On a donc assisté toute la semaine à un impayable revival des années 90, presque toute la classe politique tordant le nez à l’idée de défiler avec le parti de Marine Le Pen, dont on sait bien que c’est la même que son père. D’ailleurs si elle l’a viré, c’est pour mieux nous tromper, la fourbe.
C’est à celui qui sera le plus offusqué
Yaël Braun-Pivet et Gérard Larcher, partis mardi sur la ligne « pas d’exclusive », conforme à la volonté présidentielle de ne plus combattre « l’extrême droite avec des arguments moraux », tiennent moins de 24 heures. Le lendemain, Olivier Véran ouvre la danse, affirmant le RN n’a pas sa place dans cette marche – et signifiant implicitement que les « insoumis », en revanche, sont les bienvenus. Il vaut mieux avoir tort avec l’extrême gauche que raison avec l’extrême droite.

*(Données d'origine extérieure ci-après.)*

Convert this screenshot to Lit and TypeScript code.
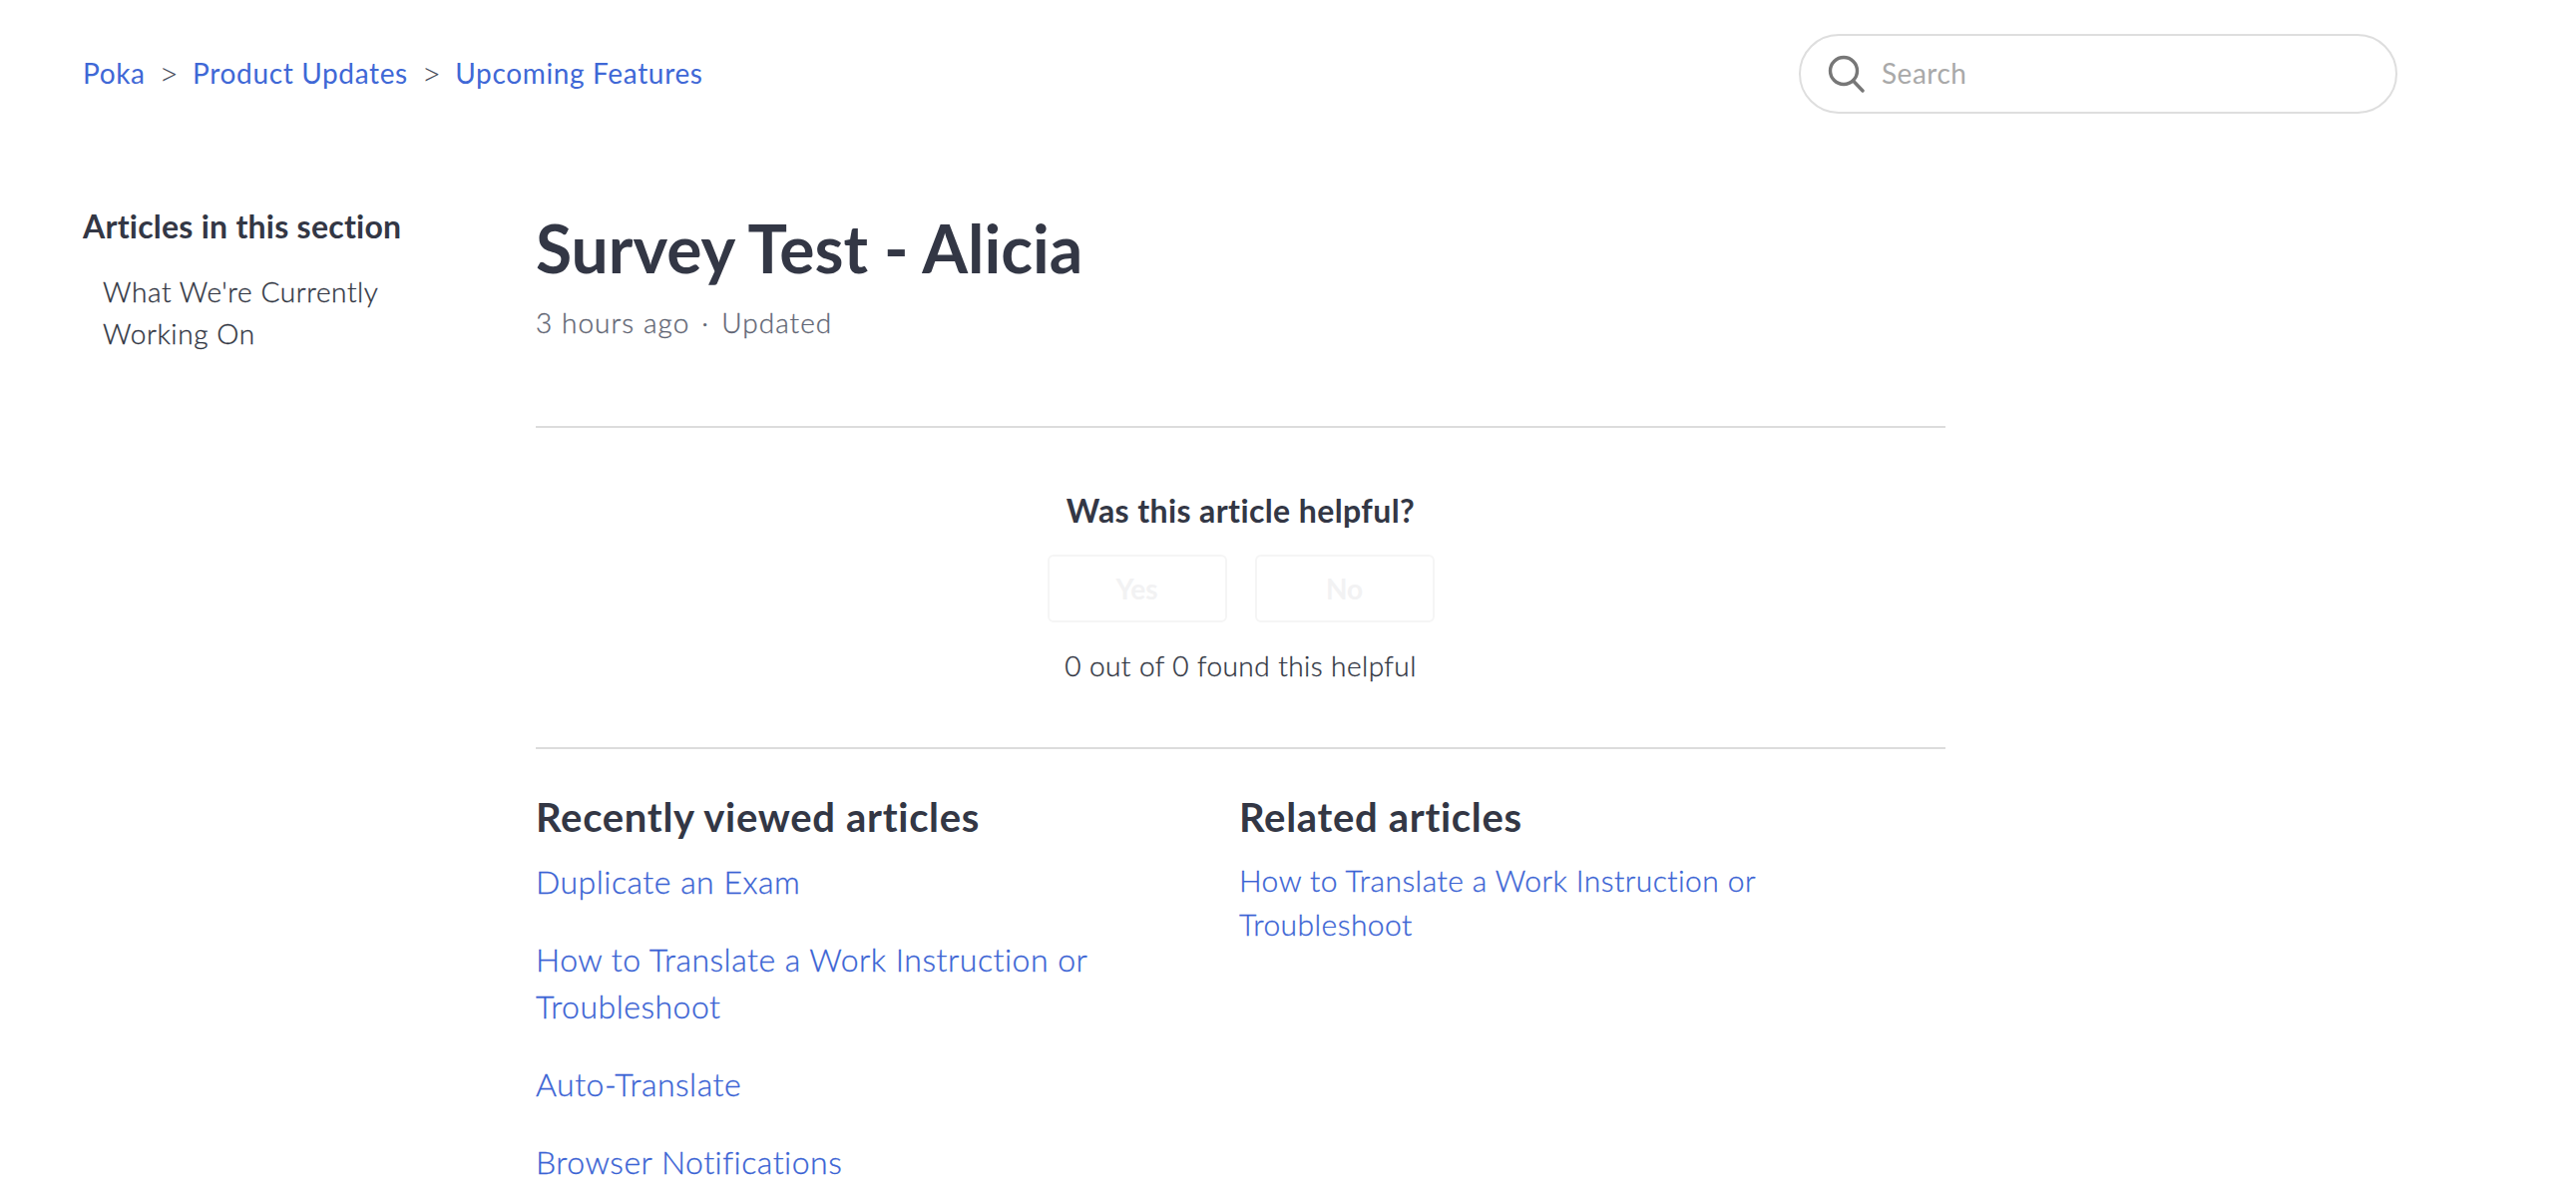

Dans la foulée, de la macronie aux « insoumis », élus et chefs à plumes font assaut de vocalises sur le thème « Je ne défile pas avec le RN ». Sans oublier le CRIF qui n’a toujours pas compris qu’il n’est pas le parti des juifs et qu’on se fiche de ses consignes de vote. Curieusement, ce chœur de vierges outragées oublie Zemmour, pourtant érigé en diable numéro un pendant la campagne – et qui a naturellement appelé ses troupes à défiler. Y aurait-il des limites au ridicule ?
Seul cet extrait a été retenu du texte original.